# START OF Stored data
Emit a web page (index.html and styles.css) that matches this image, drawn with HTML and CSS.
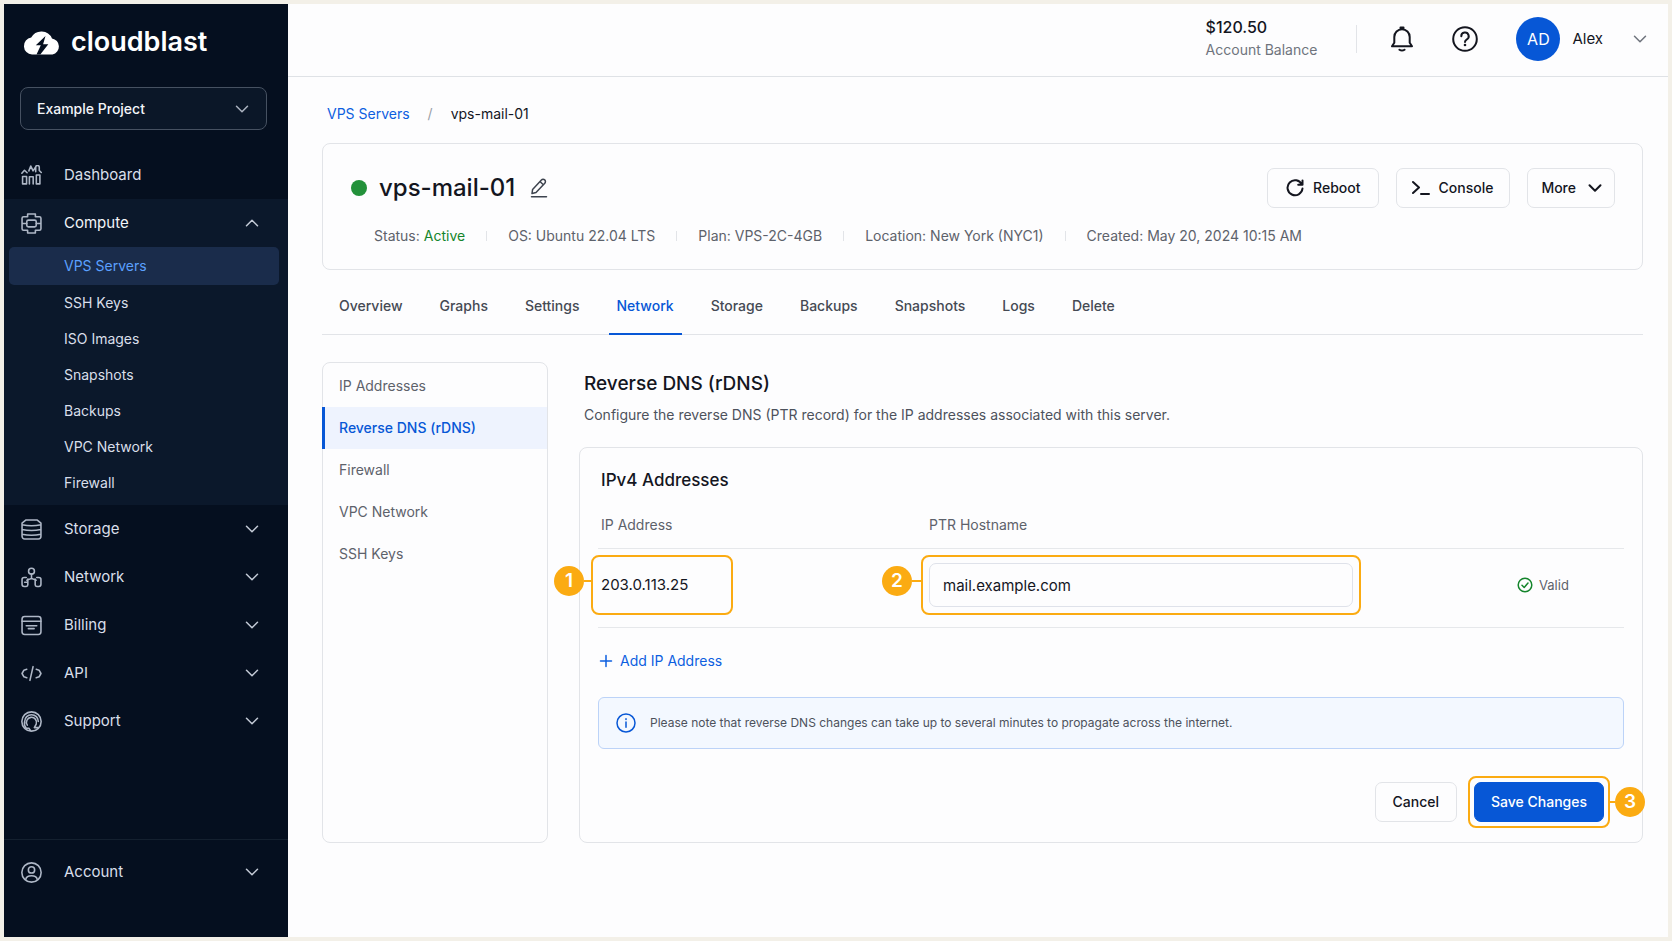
FILE: index.html
```
<!DOCTYPE html>
<html lang="en">

<head>
    <meta charset="UTF-8">
    <meta name="viewport" content="width=device-width, initial-scale=1.0">
    <title>vps-mail-01 - Reverse DNS - cloudblast</title>
    <link rel="stylesheet" href="styles.css">
</head>

<body>
    <!-- Shared icons -->
    <svg class="sprite" aria-hidden="true">
        <symbol id="chevron" viewBox="0 0 14 14">
            <path d="M1.5 4.2 7 9.8l5.5-5.6" />
        </symbol>
    </svg>

    <div class="app">
        <aside class="sidebar">
            <a class="logo" href="#">
                <svg width="38" height="25" viewBox="0 0 38 25" aria-hidden="true">
                    <path fill="#fff" d="M9 24.5A8.5 8.5 0 0 1 8.2 7.6 11.5 11.5 0 0 1 29 8.4a8.2 8.2 0 0 1 .5 16.1z" />
                    <path fill="#050f1f" d="m22.5 6-9.7 9.3h5l-4.3 9.2h3.800l8-10.300h-5.200z" />
                </svg>
                <span>cloudblast</span>
            </a>

            <div class="project">
                <select aria-label="Project">
                    <option>Example Project</option>
                </select>
                <svg class="chevron"><use href="#chevron" /></svg>
            </div>

            <nav class="menu">
                <a class="menu-item" href="#">
                    <svg class="icon" viewBox="0 0 20 20">
                        <path d="M1.5 11h3.8v7H1.500zM8 18v-6.800h3.600V18M14.600 9.500h3.400V18h-3.400zM.8 7.800 3.300 5l2.500 2.400M7.500 5.600 9.300 1l2.200 4.600 2.300-3.400M14 6.500V2.200A1.600 1.600 0 0 1 17.400 2.200v3l1.900 1.900" />
                    </svg>
                    <span>Dashboard</span>
                </a>

                <div class="menu-group">
                    <button class="menu-item" type="button" aria-expanded="true">
                        <svg class="icon" viewBox="0 0 20 20">
                            <path d="M6.300 3.500V.9h7.400v2.600M6.300 16.500v2.600h7.400v-2.600M6.300 3.500H2.500A1.500 1.500 0 0 0 1 5v10a1.500 1.500 0 0 0 1.500 1.500h3.800M13.700 3.500h3.800A1.500 1.500 0 0 1 19 5v10a1.500 1.500 0 0 1-1.500 1.500h-3.800M1 10h4.500M14.500 10H19" />
                            <rect x="5.5" y="6.8" width="9" height="6.4" rx="1.5" />
                        </svg>
                        <span>Compute</span>
                        <svg class="chevron up"><use href="#chevron" /></svg>
                    </button>
                    <ul class="submenu">
                        <li><a class="active" href="#">VPS Servers</a></li>
                        <li><a href="#">SSH Keys</a></li>
                        <li><a href="#">ISO Images</a></li>
                        <li><a href="#">Snapshots</a></li>
                        <li><a href="#">Backups</a></li>
                        <li><a href="#">VPC Network</a></li>
                        <li><a href="#">Firewall</a></li>
                    </ul>
                </div>

                <button class="menu-item" type="button">
                    <svg class="icon" viewBox="0 0 20 20">
                        <path d="M4.500 1h11L19 4v12.500a2.500 2.500 0 0 1-2.500 2.500h-13A2.500 2.500 0 0 1 1 16.500V4zM1 5.500q9 2 18 0M1 10q9 2 18 0M1 14.500q9 2 18 0" />
                    </svg>
                    <span>Storage</span>
                    <svg class="chevron"><use href="#chevron" /></svg>
                </button>
                <button class="menu-item" type="button">
                    <svg class="icon" viewBox="0 0 20 20">
                        <circle cx="10" cy="4" r="2.8" />
                        <path d="M10 6.800v4.200M5.500 12.500 10 11l4.500 1.500M5 10H3a2 2 0 0 0-2 2v4.500a2 2 0 0 0 2 2h2A1.500 1.500 0 0 0 6.500 17v-5.500M3.500 14.500h3M15 10h2a2 2 0 0 1 2 2v4.500a2 2 0 0 1-2 2h-2a1.500 1.500 0 0 1-1.500-1.500v-5.500" />
                    </svg>
                    <span>Network</span>
                    <svg class="chevron"><use href="#chevron" /></svg>
                </button>
                <button class="menu-item" type="button">
                    <svg class="icon" viewBox="0 0 20 20">
                        <rect x="1" y="1.5" width="18" height="17" rx="2.5" />
                        <path d="M1 6h18M5 10.200h10M7 13h5.500" />
                    </svg>
                    <span>Billing</span>
                    <svg class="chevron"><use href="#chevron" /></svg>
                </button>
                <button class="menu-item" type="button">
                    <svg class="icon" viewBox="0 0 20 20">
                        <path d="M5.500 6 2.800 6.800 1 10l1.800 3.200 2.700.8M14.500 6l2.700.8L19 10l-1.800 3.200-2.700.8M11.500 3.500l-3 13" />
                    </svg>
                    <span>API</span>
                    <svg class="chevron"><use href="#chevron" /></svg>
                </button>
                <button class="menu-item" type="button">
                    <svg class="icon" viewBox="0 0 20 20">
                        <circle cx="10" cy="10" r="9.2" />
                        <path d="M5 16.500A7 7 0 0 1 3.500 10a6.500 6.500 0 0 1 13 0M6 13.500a4.800 4.800 0 1 1 8.500-1l-1.800 3.300h3.300M5 16.500h2.500l1.500 2" />
                    </svg>
                    <span>Support</span>
                    <svg class="chevron"><use href="#chevron" /></svg>
                </button>
            </nav>

            <div class="account">
                <button class="menu-item" type="button">
                    <svg class="icon" viewBox="0 0 20 20">
                        <circle cx="10" cy="10" r="9.2" />
                        <circle cx="10" cy="7.5" r="3" />
                        <path d="M4.500 16.500c1-4.500 10-4.500 11 0" />
                    </svg>
                    <span>Account</span>
                    <svg class="chevron"><use href="#chevron" /></svg>
                </button>
            </div>
        </aside>

        <div class="main">
            <header class="topbar">
                <div class="balance">
                    <strong>$120.50</strong>
                    <span>Account Balance</span>
                </div>
                <button class="icon-btn" type="button" aria-label="Notifications">
                    <svg width="26" height="26" viewBox="0 0 26 26">
                        <path d="M3 20.300h20l-2.300-3.600V11a7.700 7.700 0 0 0-15.400 0v5.700zM11.500 2.800V1.500h3v1.300" />
                        <path d="M10.500 23.700q2.500 1.800 5 0" />
                    </svg>
                </button>
                <button class="icon-btn" type="button" aria-label="Help">
                    <svg width="26" height="26" viewBox="0 0 26 26">
                        <circle cx="13" cy="13" r="11.8" />
                        <path d="M9.300 10.300a3.700 3.700 0 1 1 5.300 3.300c-1.100.6-1.600 1.100-1.600 2.400" />
                        <circle class="dot" cx="13" cy="19" r="1.3" />
                    </svg>
                </button>
                <button class="user" type="button">
                    <span class="avatar">AD</span>
                    <span>Alex</span>
                    <svg class="chevron"><use href="#chevron" /></svg>
                </button>
            </header>

            <main class="content">
                <nav class="breadcrumb" aria-label="Breadcrumb">
                    <a href="#">VPS Servers</a>
                    <span class="slash">/</span>
                    <span>vps-mail-01</span>
                </nav>

                <section class="card server">
                    <div class="server-top">
                        <span class="status-dot"></span>
                        <h1>vps-mail-01</h1>
                        <button class="edit" type="button" aria-label="Rename server">
                            <svg width="18" height="20" viewBox="0 0 18 20">
                                <path d="M2 15.500 2.600 11.400 11.400 2a2.300 2.300 0 0 1 3.400 3.200L6 14.500zM10 3.500l3.300 3.200M1.500 18.800h15" />
                            </svg>
                        </button>
                        <div class="actions">
                            <button class="btn reboot" type="button">
                                <svg width="18" height="18" viewBox="0 0 18 18">
                                    <path d="M15.800 5.500A7.500 7.500 0 1 0 16.500 9.500M16.500 1.500v4.300h-4.300" />
                                </svg>
                                Reboot
                            </button>
                            <button class="btn console" type="button">
                                <svg width="18" height="18" viewBox="0 0 18 18">
                                    <path d="m1 3 6 5.500L1 14M9 15h8" />
                                </svg>
                                Console
                            </button>
                            <button class="btn more" type="button">
                                More
                                <svg class="chevron"><use href="#chevron" /></svg>
                            </button>
                        </div>
                    </div>
                    <ul class="meta">
                        <li>Status: <span class="ok">Active</span></li>
                        <li>OS: Ubuntu 22.04 LTS</li>
                        <li>Plan: VPS-2C-4GB</li>
                        <li>Location: New York (NYC1)</li>
                        <li>Created: May 20, 2024 10:15 AM</li>
                    </ul>
                </section>

                <nav class="tabs">
                    <a href="#">Overview</a>
                    <a href="#">Graphs</a>
                    <a href="#">Settings</a>
                    <a class="active" href="#">Network</a>
                    <a href="#">Storage</a>
                    <a href="#">Backups</a>
                    <a href="#">Snapshots</a>
                    <a href="#">Logs</a>
                    <a href="#">Delete</a>
                </nav>

                <div class="columns">
                    <nav class="card side-nav">
                        <a href="#">IP Addresses</a>
                        <a class="active" href="#">Reverse DNS (rDNS)</a>
                        <a href="#">Firewall</a>
                        <a href="#">VPC Network</a>
                        <a href="#">SSH Keys</a>
                    </nav>

                    <section class="rdns">
                        <h2>Reverse DNS (rDNS)</h2>
                        <p class="lead">Configure the reverse DNS (PTR record) for the IP addresses associated with this server.</p>

                        <form class="card rdns-form">
                            <h3>IPv4 Addresses</h3>
                            <table>
                                <thead>
                                    <tr>
                                        <th class="col-ip">IP Address</th>
                                        <th><label for="ptr">PTR Hostname</label></th>
                                        <th class="col-state"></th>
                                    </tr>
                                </thead>
                                <tbody>
                                    <tr>
                                        <td>
                                            <div class="step step-ip">
                                                203.0.113.25
                                                <span class="step-number">1</span>
                                            </div>
                                        </td>
                                        <td>
                                            <div class="step step-ptr">
                                                <input type="text" id="ptr" name="ptr" value="mail.example.com">
                                                <span class="step-number">2</span>
                                            </div>
                                        </td>
                                        <td>
                                            <span class="valid">
                                                <svg width="16" height="16" viewBox="0 0 16 16">
                                                    <circle cx="8" cy="8" r="6.8" />
                                                    <path d="m5 8.300 2.200 2.200L11 6" />
                                                </svg>
                                                Valid
                                            </span>
                                        </td>
                                    </tr>
                                </tbody>
                            </table>

                            <button class="add" type="button">
                                <svg width="14" height="14" viewBox="0 0 14 14">
                                    <path d="M7 1.500v11M1.500 7h11" />
                                </svg>
                                Add IP Address
                            </button>

                            <div class="note">
                                <svg width="20" height="20" viewBox="0 0 20 20">
                                    <circle cx="10" cy="10" r="9" />
                                    <path d="M10 9v5.200M10 5.800v.6" />
                                </svg>
                                Please note that reverse DNS changes can take up to several minutes to propagate across the internet.
                            </div>

                            <div class="form-actions">
                                <button class="btn" type="button">Cancel</button>
                                <div class="step step-save">
                                    <button class="btn primary" type="submit">Save Changes</button>
                                    <span class="step-number">3</span>
                                </div>
                            </div>
                        </form>
                    </section>
                </div>
            </main>
        </div>
    </div>
</body>

</html>
```
FILE: styles.css
```
* {
    margin: 0;
    padding: 0;
    box-sizing: border-box;
}

body {
    font-family: Inter, "Liberation Sans", sans-serif;
    font-size: 14px;
    line-height: 20px;
    color: #14161f;
    background: #f3f0e8;
    padding: 4px;
}

a {
    color: inherit;
    text-decoration: none;
}

ul {
    list-style: none;
}

button,
input,
select {
    font: inherit;
    color: inherit;
    background: none;
    border: none;
}

button {
    cursor: pointer;
}

svg {
    flex: none;
    fill: none;
    stroke: currentColor;
    stroke-width: 1.5;
    stroke-linecap: round;
    stroke-linejoin: round;
}

.sprite {
    position: absolute;
    width: 0;
    height: 0;
}

.chevron {
    width: 14px;
    height: 14px;
}

.chevron.up {
    transform: rotate(180deg);
}

.app {
    display: flex;
    min-height: calc(100vh - 8px);
    background: #fdfdfe;
}

/* Sidebar */
.sidebar {
    width: 284px;
    flex: none;
    display: flex;
    flex-direction: column;
    background: #050f1f;
    color: #d9dfea;
    padding-bottom: 41px;
}

.logo {
    display: flex;
    align-items: center;
    gap: 10px;
    height: 76px;
    padding-left: 19px;
    color: #fff;
    font-size: 27px;
    line-height: 32px;
    font-weight: 600;
}

.logo svg {
    stroke: none;
}

.project {
    position: relative;
    margin: 7px 21px 21px 16px;
}

.project select {
    appearance: none;
    width: 100%;
    height: 43px;
    padding: 0 16px;
    border: 1px solid #465161;
    border-radius: 8px;
    background: #0b1728;
    color: #f3f5f9;
    font-weight: 500;
}

.project .chevron {
    position: absolute;
    top: 15px;
    right: 18px;
    color: #aab2bf;
    pointer-events: none;
}

.menu-item {
    display: flex;
    align-items: center;
    gap: 22px;
    width: 100%;
    height: 48px;
    padding: 0 29px 0 17px;
    font-size: 15px;
    text-align: left;
}

.menu-item .icon {
    width: 21px;
    height: 21px;
    color: #aeb7c6;
}

.menu-item .chevron {
    margin-left: auto;
    color: #c3cad6;
}

.menu-group {
    background: #0b182b;
    padding-bottom: 4px;
}

.menu-group .menu-item {
    color: #f3f5f9;
}

.submenu {
    padding: 0 9px 0 5px;
}

.submenu a {
    display: block;
    padding: 8px 0 8px 55px;
    border-radius: 5px;
}

.submenu .active {
    background: #1a2c4b;
    color: #5ba0ff;
    padding-top: 9px;
    padding-bottom: 9px;
}

.account {
    margin-top: auto;
    padding-top: 8px;
    border-top: 1px solid #14202f;
}

/* Top bar */
.main {
    flex: 1;
    min-width: 0;
}

.topbar {
    display: flex;
    align-items: center;
    justify-content: flex-end;
    height: 73px;
    padding: 0 21px 3px 0;
    border-bottom: 1px solid #dfe2e6;
}

.balance {
    display: flex;
    flex-direction: column;
    gap: 3px;
    padding-right: 39px;
}

.balance strong {
    font-size: 16px;
    font-weight: 500;
}

.balance span {
    color: #6f747d;
}

.icon-btn {
    display: flex;
    margin-left: 37px;
}

.icon-btn svg {
    stroke-width: 2;
}

.icon-btn .dot {
    fill: currentColor;
    stroke: none;
}

.balance + .icon-btn {
    margin-left: 0;
    padding: 1px 0 1px 32px;
    border-left: 1px solid #e2e4e8;
}

.user {
    display: flex;
    align-items: center;
    gap: 12px;
    margin-left: 38px;
    font-size: 15px;
}

.avatar {
    width: 44px;
    height: 44px;
    border-radius: 50%;
    background: #0757d6;
    color: #fff;
    font-size: 16px;
    line-height: 44px;
}

.user .chevron {
    margin-left: 18px;
    color: #6f747d;
}

/* Page content */
.content {
    padding: 27px 25px 20px 34px;
}

.card {
    border: 1px solid #e2e4e8;
    border-radius: 8px;
}

.breadcrumb {
    display: flex;
    gap: 18px;
    padding-left: 5px;
    margin-bottom: 19px;
}

.breadcrumb a {
    color: #0d5fe0;
}

.breadcrumb .slash {
    color: #9a9fa8;
}

.server {
    padding: 24px 27px 23px 28px;
}

.server-top {
    display: flex;
    align-items: center;
}

.status-dot {
    width: 16px;
    height: 16px;
    border-radius: 50%;
    background: #23913a;
}

h1 {
    margin: 0 15px 0 12px;
    font-size: 24px;
    line-height: 32px;
    font-weight: 500;
}

.edit {
    display: flex;
    color: #3d434e;
}

.actions {
    display: flex;
    gap: 17px;
    margin-left: auto;
}

.btn {
    display: flex;
    align-items: center;
    gap: 9px;
    height: 40px;
    padding: 0 17px;
    border: 1px solid #e2e4e8;
    border-radius: 7px;
    font-weight: 500;
}

.btn svg {
    stroke-width: 2;
}

.btn.reboot {
    padding: 0 18px;
}

.btn.console {
    gap: 8px;
    padding: 0 16px 0 15px;
}

.btn.more {
    gap: 12px;
    padding: 0 12px 0 13px;
}

.meta {
    display: flex;
    flex-wrap: wrap;
    padding-left: 23px;
    margin-top: 18px;
    color: #5d626b;
}

.meta li {
    display: flex;
    gap: 4px;
    align-items: center;
}

.meta li + li::before {
    content: "";
    width: 1px;
    height: 10px;
    margin: 0 17px 0 21px;
    background: #e2e4e8;
}

.meta .ok {
    color: #15852c;
}

.tabs {
    display: flex;
    gap: 21px;
    padding-left: 9px;
    border-bottom: 1px solid #e2e4e8;
    color: #454a54;
    font-weight: 500;
}

.tabs a {
    padding: 26px 8px 17px;
    border-bottom: 2px solid transparent;
    margin-bottom: -1px;
}

.tabs .active {
    color: #0757d6;
    border-color: #0757d6;
}

.columns {
    display: grid;
    grid-template-columns: 226px 1fr;
    gap: 31px;
    margin-top: 27px;
}

.side-nav {
    padding-top: 2px;
    color: #5d626b;
}

.side-nav a {
    display: block;
    padding: 11px 16px;
}

.side-nav .active {
    margin-left: -1px;
    padding-left: 14px;
    border-left: 3px solid #0757d6;
    background: #eef3fe;
    color: #0757d6;
    font-weight: 500;
}

h2 {
    padding: 9px 5px 0;
    font-size: 19px;
    line-height: 26px;
    font-weight: 500;
}

.lead {
    padding: 8px 5px 22px;
    color: #4d525c;
}

.rdns-form {
    padding: 19px 18px 20px;
}

h3 {
    padding-left: 3px;
    font-size: 17px;
    line-height: 26px;
    font-weight: 500;
}

table {
    width: 100%;
    table-layout: fixed;
    border-collapse: collapse;
}

th,
td {
    padding: 22px 3px 13px;
    border-bottom: 1px solid #e6e8eb;
    text-align: left;
    font-weight: 400;
}

th {
    color: #5d626b;
}

td {
    padding: 14px 3px 20px;
    font-size: 15px;
}

.col-ip {
    width: 328px;
}

.col-state {
    width: 110px;
}

input {
    display: block;
    width: 100%;
    height: 44px;
    padding: 0 13px;
    border: 1px solid #dfe2ea;
    border-radius: 7px;
}

/* Numbered guide steps: an orange frame around a control, with a badge */
.step {
    position: relative;
}

.step::before {
    content: "";
    position: absolute;
    inset: -8px;
    border: 2px solid #fbab12;
    border-radius: 8px;
    pointer-events: none;
}

.step-number {
    position: absolute;
    top: 3px;
    left: -47px;
    width: 30px;
    height: 30px;
    border-radius: 50%;
    background: #fbab12;
    color: #fff;
    font-size: 19px;
    line-height: 30px;
    font-weight: 600;
    text-align: center;
}

.step-number::after {
    content: "";
    position: absolute;
    top: 14px;
    left: 100%;
    width: 9px;
    height: 2px;
    background: #fbab12;
}

.step-ip {
    width: 124px;
    line-height: 44px;
}

.step-ip::before {
    left: -10px;
}

.step-ptr {
    max-width: 424px;
}

.valid {
    display: flex;
    align-items: center;
    gap: 6px;
    font-size: 13px;
    color: #5d626b;
}

.valid svg {
    color: #15852c;
}

.add {
    display: flex;
    align-items: center;
    gap: 7px;
    margin: 23px 0 26px 1px;
    color: #0d5fe0;
}

.note {
    display: flex;
    align-items: center;
    gap: 14px;
    padding: 15px 17px;
    border: 1px solid #bcd3f8;
    border-radius: 6px;
    background: #f3f8ff;
    color: #4d525c;
    font-size: 12px;
}

.note svg {
    color: #0757d6;
}

.form-actions {
    display: flex;
    justify-content: flex-end;
    gap: 17px;
    padding-right: 20px;
    margin-top: 33px;
}

.btn.primary {
    padding: 0 16px;
    border-color: #0757d6;
    background: #0757d6;
    color: #fff;
}

.step-save::before {
    inset: -6px;
}

.step-save .step-number {
    top: 5px;
    left: auto;
    right: -41px;
}

.step-save .step-number::after {
    left: auto;
    right: 100%;
    width: 7px;
}
```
# END OF Stored data
Task directions: Collect from the data above every line that includes "index".

Written response:
Emit a web page (index.html and styles.css) that matches this image, drawn with HTML and CSS.
FILE: index.html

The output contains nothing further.